Wednesday, March 18, 2009

Beets, Neeps, & "Beauty Heart"

A salad which I offer not so much for contemplation of its refined perfection, but as example and inspiration to those looking for new ways to approach the vegetables of a northern winter. All these beautiful roots--red and chioggia beets, turnips of various hues, "Beauty Heart" radishes (as well as spanish black and daikon)--have been available from local farms (sold at the co-ops) until very recently.

Salads using cooked beets, whether roasted or boiled, are of course quite common. And then it occured to me, looking at a recipe from my Alsatian cookbook for leftover pot au feu ingredients tossed in a vinaigrette, that we might be able to take other winter roots, roast them, and go straight to salad.
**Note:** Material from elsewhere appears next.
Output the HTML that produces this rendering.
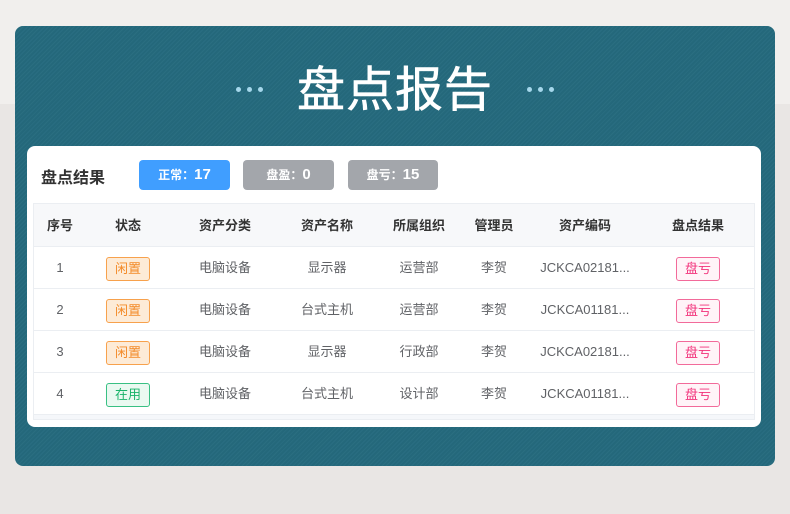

This was certainly beautiful, and simple, and good to eat. Don't overcook the turnip or radish--it surprised me that they cooked so much more quickly than the beets, and they'll turn mushy if overcooked. Beets, it seems, can take any amount of cooking and hold together. Turnips and radishes (which I've come to think of as simply spicy turnips) are both in that cruciferous, cabbage family, and they'll have that overcooked-cabbage smell if roasted too long.

I used aromatic French walnut oil in this salad, from
J. LeBlanc et Fils, specifically. Locally I've noticed this same oil at Cooks of Crocus Hill and at Whole Foods. It's a bit pricy (around $20 for eight ounces), but a little goes a long way--I'm nearing the end of the bottle we picked up in Paris, over two years ago! Time to use it up; it has remained very fragrant, with no sign of turning rancid, kept in the fridge that long time.

Do note that this is the dark walnut oil, as opposed to the light oil commonly available. The light oil has little aroma, but could be used in this salad, as could olive or grapeseed. Garnish with some toasted chopped walnuts, if you like.

Salad of Mixed Roasted Roots

2 small beets, one red, one chioggia
1 small turnip, any color
1 "Beauty Heart" radish, tennis-ball size
1 Tbsp apple syrup* (or 1 Tbsp mellow apple cider vinegar mixed with 1/4 tsp sugar)
1 Tbsp walnut oil
a squeeze of lemon juice, optional
good pinch salt
ground black pepper to taste

Place the root vegetables in a covered baking dish and roast at 400 F until they pierce easily with a paring knife. They will cook at different times: the turnip will probably be done first, in about 30 minutes; the beets will likely take 10 minutes more, and the radish another 10 minutes. Peel the vegetables when cool, cut into roughly 3/4-inch chunks, toss with the dressing ingredients.

We served it with a few green leaves and a lump of rillettes de porc, country pork paté (recipe for that next time).


The local-foods tally: All local except the walnut oil, salt and pepper, and lemon juice.

Pastures A Plenty pork shoulder, Kerkhoven, Minnesota
--Beets, turnips, and radish all from
Harmony Valley Farm , Viroqua, Wisconsin
--Salad greens, Our Sunporch
--Apple syrup from our own apple cider

* Apple syrup is a tart-sweet condiment made by boiling apple cider down until reduced by three-quarters, e.g., start with 2 cups cider, boil until just one-half cup remains. Stored in the fridge it will keep indefinitely, and can be used in place of flavorful vinegars in dressings, sauces, or marinades. It is not as acidic as most vinegars, so you may need to add a little oomph in the form of a squeeze of lemon juice or a splash of wine or cider vinegar.